▶ _SUPPLIED DATA_
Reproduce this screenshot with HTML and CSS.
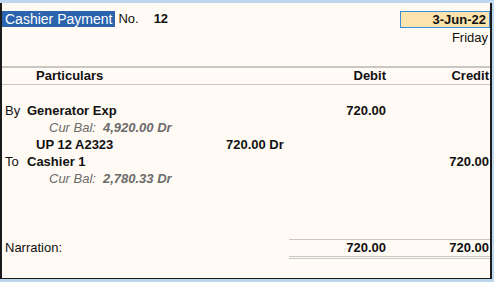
FILE: index.html
```html
<!DOCTYPE html>
<html lang="en">
<head>
    <meta charset="UTF-8">
    <title>Cashier Payment</title>
    <link rel="stylesheet" href="styles.css">
</head>
<body>
    <div class="voucher">
        <div class="head">
            <div class="title-line">
                <span class="vtype">Cashier Payment</span>
                <span class="no-label">No.</span>
                <span class="no-value">12</span>
            </div>
            <div class="date-col">
                <div class="date-box">3-Jun-22</div>
                <div class="day">Friday</div>
            </div>
        </div>

        <div class="cols">
            <div class="part part-head">Particulars</div>
            <div class="debit">Debit</div>
            <div class="credit">Credit</div>
        </div>

        <div class="entries">
            <div class="row">
                <div class="part"><span class="side">By</span><b>Generator Exp</b></div>
                <div class="debit"><b>720.00</b></div>
                <div class="credit"></div>
            </div>
            <div class="row">
                <div class="part bal"><span>Cur Bal:</span><b>4,920.00 Dr</b></div>
            </div>
            <div class="row">
                <div class="part ref"><b class="ref-name">UP 12 A2323</b><b>720.00 Dr</b></div>
            </div>
            <div class="row">
                <div class="part"><span class="side">To</span><b>Cashier 1</b></div>
                <div class="debit"></div>
                <div class="credit"><b>720.00</b></div>
            </div>
            <div class="row">
                <div class="part bal"><span>Cur Bal:</span><b>2,780.33 Dr</b></div>
            </div>
        </div>

        <div class="foot">
            <div class="narration">Narration:</div>
            <div class="totals">
                <div class="debit"><b>720.00</b></div>
                <div class="credit"><b>720.00</b></div>
            </div>
        </div>
    </div>
</body>
</html>
```

FILE: styles.css
```css
body {
    margin: 0;
    background: #bcd7ee;
    font-family: 'Liberation Sans', Arial, sans-serif;
    font-size: 13px;
    color: #111;
}

.voucher {
    box-sizing: border-box;
    width: 492px;
    height: 276px;
    margin-top: 3px;
    background: #fffaf3;
    border-left: 2px solid #1b1b1b;
    border-right: 2px solid #1b1b1b;
    border-bottom: 1px solid #1b1b1b;
    display: flex;
    flex-direction: column;
}

.head {
    height: 63px;
    box-sizing: border-box;
    padding-top: 8px;
    display: flex;
    justify-content: space-between;
}
.title-line {
    display: flex;
    height: 16px;
    line-height: 16px;
}
.vtype {
    background: #2b63ad;
    color: #fff;
    font-size: 14px;
    padding: 0 3px 0 3px;
}
.no-label {
    margin-left: 3px;
}
.no-value {
    font-weight: bold;
    margin-left: 15px;
}
.date-col {
    width: 90px;
    text-align: right;
}
.date-box {
    box-sizing: border-box;
    height: 17px;
    line-height: 15px;
    background: #fde4ad;
    border: 1px solid #3a8ed5;
    padding-right: 3px;
    font-weight: bold;
}
.day {
    margin-top: 2px;
    line-height: 16px;
    padding-right: 2px;
}

.cols {
    display: flex;
    height: 16px;
    line-height: 16px;
    font-weight: bold;
    border-top: 2px solid #c9c7c3;
    border-bottom: 1px solid #c9c7c3;
}
.part {
    flex: 1;
}
.part-head {
    padding-left: 34px;
}
.debit {
    width: 97px;
    text-align: right;
}
.credit {
    width: 104px;
    box-sizing: border-box;
    padding-right: 1px;
    text-align: right;
}

.entries {
    flex: 1;
    padding-top: 17px;
}
.row {
    display: flex;
    height: 17px;
    line-height: 17px;
}
.side {
    display: inline-block;
    width: 22px;
    padding-left: 3px;
}
.bal {
    padding-left: 47px;
    font-style: italic;
    color: #6b6b6b;
}
.bal b {
    margin-left: 7px;
}
.ref {
    padding-left: 34px;
}
.ref-name {
    display: inline-block;
    width: 190px;
}

.foot {
    display: flex;
    margin-bottom: 19px;
}
.narration {
    flex: 1;
    padding-left: 3px;
    padding-top: 1px;
    line-height: 16px;
}
.totals {
    display: flex;
    width: 201px;
    line-height: 16px;
    border-top: 1px solid #c9c7c3;
    border-bottom: 3px double #c9c7c3;
}
```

▶ _REQUIRED WORK_
Copy out the data above exactly, except the pictures.

▶ _ANSWER TO THE PROBLEM_
Reproduce this screenshot with HTML and CSS.
FILE: index.html
```html
<!DOCTYPE html>
<html lang="en">
<head>
    <meta charset="UTF-8">
    <title>Cashier Payment</title>
    <link rel="stylesheet" href="styles.css">
</head>
<body>
    <div class="voucher">
        <div class="head">
            <div class="title-line">
                <span class="vtype">Cashier Payment</span>
                <span class="no-label">No.</span>
                <span class="no-value">12</span>
            </div>
            <div class="date-col">
                <div class="date-box">3-Jun-22</div>
                <div class="day">Friday</div>
            </div>
        </div>

        <div class="cols">
            <div class="part part-head">Particulars</div>
            <div class="debit">Debit</div>
            <div class="credit">Credit</div>
        </div>

        <div class="entries">
            <div class="row">
                <div class="part"><span class="side">By</span><b>Generator Exp</b></div>
                <div class="debit"><b>720.00</b></div>
                <div class="credit"></div>
            </div>
            <div class="row">
                <div class="part bal"><span>Cur Bal:</span><b>4,920.00 Dr</b></div>
            </div>
            <div class="row">
                <div class="part ref"><b class="ref-name">UP 12 A2323</b><b>720.00 Dr</b></div>
            </div>
            <div class="row">
                <div class="part"><span class="side">To</span><b>Cashier 1</b></div>
                <div class="debit"></div>
                <div class="credit"><b>720.00</b></div>
            </div>
            <div class="row">
                <div class="part bal"><span>Cur Bal:</span><b>2,780.33 Dr</b></div>
            </div>
        </div>

        <div class="foot">
            <div class="narration">Narration:</div>
            <div class="totals">
                <div class="debit"><b>720.00</b></div>
                <div class="credit"><b>720.00</b></div>
            </div>
        </div>
    </div>
</body>
</html>
```

FILE: styles.css
```css
body {
    margin: 0;
    background: #bcd7ee;
    font-family: 'Liberation Sans', Arial, sans-serif;
    font-size: 13px;
    color: #111;
}

.voucher {
    box-sizing: border-box;
    width: 492px;
    height: 276px;
    margin-top: 3px;
    background: #fffaf3;
    border-left: 2px solid #1b1b1b;
    border-right: 2px solid #1b1b1b;
    border-bottom: 1px solid #1b1b1b;
    display: flex;
    flex-direction: column;
}

.head {
    height: 63px;
    box-sizing: border-box;
    padding-top: 8px;
    display: flex;
    justify-content: space-between;
}
.title-line {
    display: flex;
    height: 16px;
    line-height: 16px;
}
.vtype {
    background: #2b63ad;
    color: #fff;
    font-size: 14px;
    padding: 0 3px 0 3px;
}
.no-label {
    margin-left: 3px;
}
.no-value {
    font-weight: bold;
    margin-left: 15px;
}
.date-col {
    width: 90px;
    text-align: right;
}
.date-box {
    box-sizing: border-box;
    height: 17px;
    line-height: 15px;
    background: #fde4ad;
    border: 1px solid #3a8ed5;
    padding-right: 3px;
    font-weight: bold;
}
.day {
    margin-top: 2px;
    line-height: 16px;
    padding-right: 2px;
}

.cols {
    display: flex;
    height: 16px;
    line-height: 16px;
    font-weight: bold;
    border-top: 2px solid #c9c7c3;
    border-bottom: 1px solid #c9c7c3;
}
.part {
    flex: 1;
}
.part-head {
    padding-left: 34px;
}
.debit {
    width: 97px;
    text-align: right;
}
.credit {
    width: 104px;
    box-sizing: border-box;
    padding-right: 1px;
    text-align: right;
}

.entries {
    flex: 1;
    padding-top: 17px;
}
.row {
    display: flex;
    height: 17px;
    line-height: 17px;
}
.side {
    display: inline-block;
    width: 22px;
    padding-left: 3px;
}
.bal {
    padding-left: 47px;
    font-style: italic;
    color: #6b6b6b;
}
.bal b {
    margin-left: 7px;
}
.ref {
    padding-left: 34px;
}
.ref-name {
    display: inline-block;
    width: 190px;
}

.foot {
    display: flex;
    margin-bottom: 19px;
}
.narration {
    flex: 1;
    padding-left: 3px;
    padding-top: 1px;
    line-height: 16px;
}
.totals {
    display: flex;
    width: 201px;
    line-height: 16px;
    border-top: 1px solid #c9c7c3;
    border-bottom: 3px double #c9c7c3;
}
```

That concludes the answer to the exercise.